May 26, 2026
Holding the Veterans Affairs Secretary Accountable for the Severely Damaged Veterans’ Health Care System
In February 2025, representatives from Elon Musk’s Department of Government Efficiency (DOGE) began working with the newly appointed Department of Veterans Affairs (VA) Secretary Doug Collins to identify alleged wasteful contracts and improve VA operations. DOGE cancelled hundreds of VA contracts and carried out thousands of staffing reductions, including the dismissal of probationary employees, under the downsizing initiatives. By January 2026, the VA had shed another 40,000 jobs through resignations, retirements, and hiring freezes.

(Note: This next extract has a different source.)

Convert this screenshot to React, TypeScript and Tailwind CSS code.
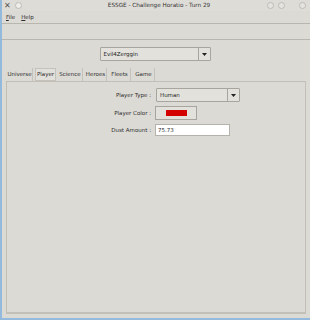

So, with all of the job cuts in 2025, how can Secretary Collins claim the current administration has improved the VA health care system for veterans in 2026? An August 2024 Report by the Veterans Healthcare Policy Institute, titled “A Second Trump Term Would Decimate Veterans’ Healthcare and Benefits: Analyzing the Impacts of Project 2025 on the Veterans Health and Benefits Administrations,” accurately predicted that the damage to veterans and the VA’s disability benefits system would include longer wait times, worsened outcomes for compensation and pension decisions, more errors in VA claims decisions, anti-veteran regulations, eliminated benefits, and a purge of top VA career federal officials. More private, for-profit companies will now perform disability medical examinations, creating a blended workforce with more contractors processing claims. This will make it much harder for veterans to get a disability rating based on their service-connected conditions. Veterans are seeing a system gutted by budget cuts, outsourced care, and ceaseless attacks on organized labor, which represents tens of thousands of veteran workers.

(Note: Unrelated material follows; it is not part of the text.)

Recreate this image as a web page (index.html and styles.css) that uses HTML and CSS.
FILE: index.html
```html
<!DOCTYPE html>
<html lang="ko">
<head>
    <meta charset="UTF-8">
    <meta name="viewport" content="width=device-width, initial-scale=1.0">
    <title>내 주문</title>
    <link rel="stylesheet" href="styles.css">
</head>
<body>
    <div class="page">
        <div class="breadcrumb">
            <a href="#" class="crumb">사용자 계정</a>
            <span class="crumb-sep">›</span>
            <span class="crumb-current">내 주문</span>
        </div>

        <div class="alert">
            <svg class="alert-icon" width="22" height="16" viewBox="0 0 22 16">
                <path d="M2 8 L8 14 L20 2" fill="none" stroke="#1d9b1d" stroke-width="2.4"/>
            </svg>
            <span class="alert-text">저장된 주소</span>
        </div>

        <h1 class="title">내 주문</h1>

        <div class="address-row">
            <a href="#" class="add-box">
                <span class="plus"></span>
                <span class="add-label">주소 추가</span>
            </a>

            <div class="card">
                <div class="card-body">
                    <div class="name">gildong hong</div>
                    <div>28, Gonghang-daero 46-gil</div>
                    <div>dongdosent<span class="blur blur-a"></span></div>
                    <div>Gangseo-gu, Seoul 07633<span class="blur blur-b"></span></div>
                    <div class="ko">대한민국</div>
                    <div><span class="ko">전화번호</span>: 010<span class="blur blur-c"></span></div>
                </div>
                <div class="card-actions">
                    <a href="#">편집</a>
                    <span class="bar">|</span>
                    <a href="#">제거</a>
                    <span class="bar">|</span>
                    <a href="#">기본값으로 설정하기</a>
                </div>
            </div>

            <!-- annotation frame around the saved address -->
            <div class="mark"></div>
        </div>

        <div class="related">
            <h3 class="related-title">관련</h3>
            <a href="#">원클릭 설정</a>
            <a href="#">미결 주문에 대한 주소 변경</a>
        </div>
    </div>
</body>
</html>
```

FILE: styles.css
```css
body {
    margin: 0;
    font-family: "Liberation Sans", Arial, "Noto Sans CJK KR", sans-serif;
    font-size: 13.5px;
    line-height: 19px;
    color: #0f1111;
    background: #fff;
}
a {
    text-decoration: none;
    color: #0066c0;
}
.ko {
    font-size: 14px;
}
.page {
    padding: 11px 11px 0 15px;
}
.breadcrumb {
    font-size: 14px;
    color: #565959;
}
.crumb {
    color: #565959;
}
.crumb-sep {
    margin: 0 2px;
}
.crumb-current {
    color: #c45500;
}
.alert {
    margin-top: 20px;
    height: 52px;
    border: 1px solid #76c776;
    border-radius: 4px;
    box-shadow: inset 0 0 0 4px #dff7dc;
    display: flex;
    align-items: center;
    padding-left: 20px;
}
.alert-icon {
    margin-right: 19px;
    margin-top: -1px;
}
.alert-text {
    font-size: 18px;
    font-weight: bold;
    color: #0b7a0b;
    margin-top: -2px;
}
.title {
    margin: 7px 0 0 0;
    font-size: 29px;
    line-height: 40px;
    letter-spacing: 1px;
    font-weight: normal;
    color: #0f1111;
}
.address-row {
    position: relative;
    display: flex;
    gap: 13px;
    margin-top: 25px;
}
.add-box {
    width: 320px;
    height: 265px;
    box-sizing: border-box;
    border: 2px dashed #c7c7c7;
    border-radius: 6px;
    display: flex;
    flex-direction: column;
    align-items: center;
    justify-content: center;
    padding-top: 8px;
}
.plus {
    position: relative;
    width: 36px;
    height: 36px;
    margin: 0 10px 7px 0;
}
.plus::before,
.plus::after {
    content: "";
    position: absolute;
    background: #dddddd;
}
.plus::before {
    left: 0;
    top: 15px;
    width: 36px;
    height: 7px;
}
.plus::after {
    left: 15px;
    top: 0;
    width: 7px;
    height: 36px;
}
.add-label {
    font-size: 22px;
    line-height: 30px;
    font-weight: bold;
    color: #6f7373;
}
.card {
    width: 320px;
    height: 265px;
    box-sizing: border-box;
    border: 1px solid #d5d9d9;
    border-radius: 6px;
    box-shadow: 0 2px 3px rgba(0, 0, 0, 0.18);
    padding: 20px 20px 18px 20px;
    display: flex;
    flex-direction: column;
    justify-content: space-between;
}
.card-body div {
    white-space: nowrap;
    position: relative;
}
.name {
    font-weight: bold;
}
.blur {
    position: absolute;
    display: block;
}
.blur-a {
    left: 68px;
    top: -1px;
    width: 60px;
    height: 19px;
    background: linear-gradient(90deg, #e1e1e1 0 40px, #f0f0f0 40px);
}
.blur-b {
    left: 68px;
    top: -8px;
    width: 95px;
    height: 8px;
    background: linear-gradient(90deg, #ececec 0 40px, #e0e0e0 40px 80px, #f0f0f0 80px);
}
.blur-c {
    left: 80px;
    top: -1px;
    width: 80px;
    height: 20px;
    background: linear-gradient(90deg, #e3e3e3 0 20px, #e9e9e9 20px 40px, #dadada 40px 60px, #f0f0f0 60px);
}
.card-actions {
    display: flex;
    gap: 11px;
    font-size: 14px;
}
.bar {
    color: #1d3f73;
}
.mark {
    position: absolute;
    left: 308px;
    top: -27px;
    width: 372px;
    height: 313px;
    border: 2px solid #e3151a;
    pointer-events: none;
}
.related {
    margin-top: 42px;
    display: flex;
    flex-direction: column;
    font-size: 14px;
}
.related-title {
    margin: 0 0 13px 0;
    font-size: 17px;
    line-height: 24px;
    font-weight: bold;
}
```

On March 9, 2026, the VA issued a press release titled, VA Moves to Speed Up Community Care Appointment Scheduling, which states that “The new External Provider Scheduling system gives VA employees instant access to the scheduling systems of all community care providers who participate in this program. With that information, VA can immediately book appointments for Veterans that fi t their schedules.” This means that the VA Secretary announced the creation of a new community care scheduling system designed to outsource appointment scheduling, using artificial intelligence (AI) and automation to process veterans’ disability claims. Secretary Collins was sworn into office in February 2025. How could he claim that he improved the veterans’ health care system if he let DOGE put VA jobs and programs on the chopping block? Veterans must hold Secretary Collins accountable for the current state of Veterans’ health care.

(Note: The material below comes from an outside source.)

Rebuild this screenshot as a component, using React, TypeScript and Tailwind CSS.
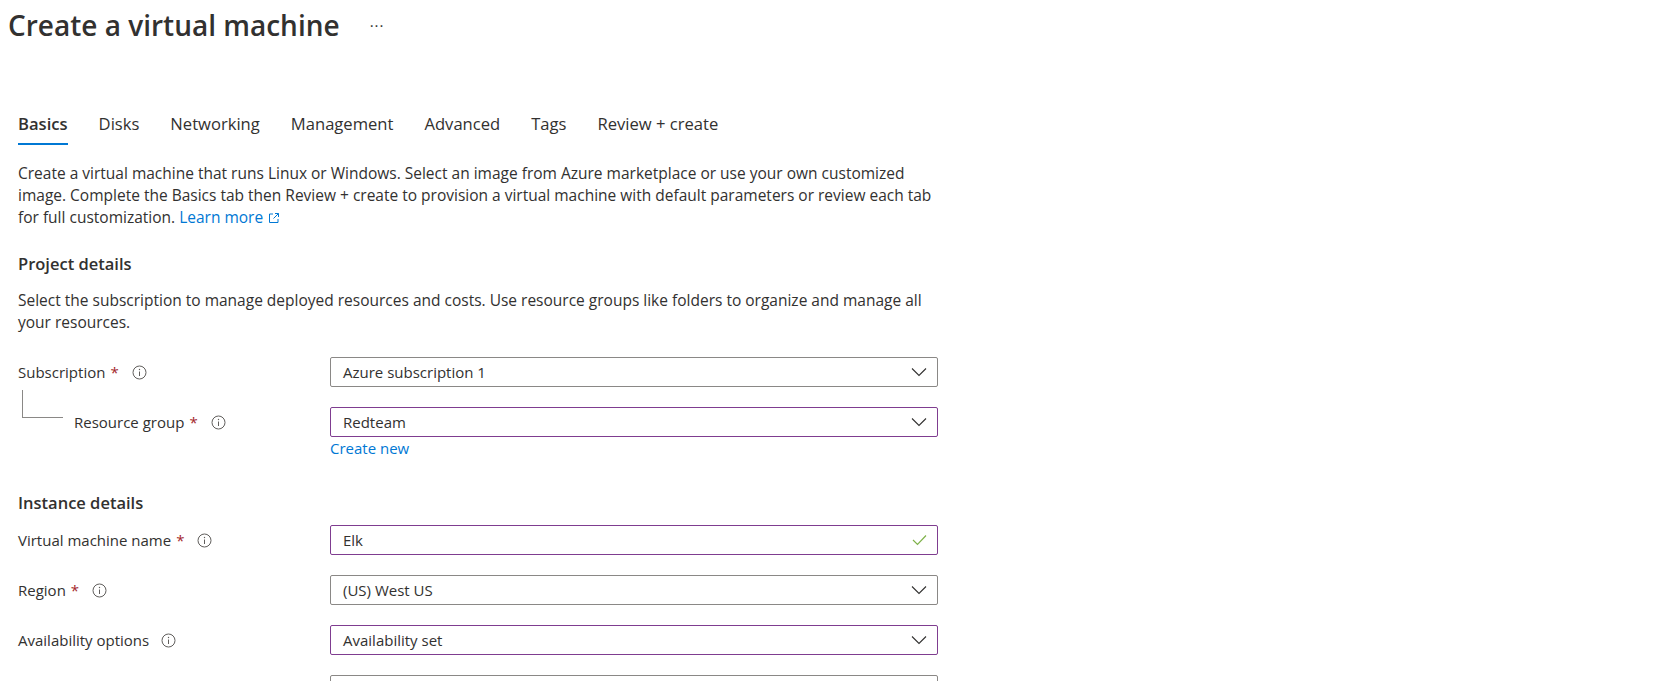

The AFL-CIO’s Union Veterans Council (UVC) responded on March 13, addressing the VA’s plans to use AI to review over one million disability benefits questionnaires and claims. “We recognize the importance of maintaining the integrity of the VA benefits system,” said UVC Executive Director Craig Romanovich. “However, the implementation of AI must not come at the expense of transparency or the rights of individual Veterans. When we begin treating the VBA’s obligations as a budgetary line item to be managed by algorithms, we risk losing sight of the service and sacrifice those benefits are meant to honor.” Our goal is to ensure that technology is used to support veterans, not to create new barriers to veterans’ care. “Decisions that impact a Veteran’s livelihood must remain rooted in human judgment and medical expertise. We are calling for clear guardrails and Congressional oversight, to ensure that no Veteran’s due process is compromised by an automated system.”
The UVC is an official AFL-CIO constituency organization. The APWU is one of 36 unions on the governing board. The council was established in 2009 to bring working-class veterans together to speak out on the issues that impact us most: the need for good jobs and a strong, fully funded, and staffed VA. The UVC remains committed to working with the VA and Congress to ensure that the veterans’ claims process remains fair, accurate, and focused on the needs of those who served.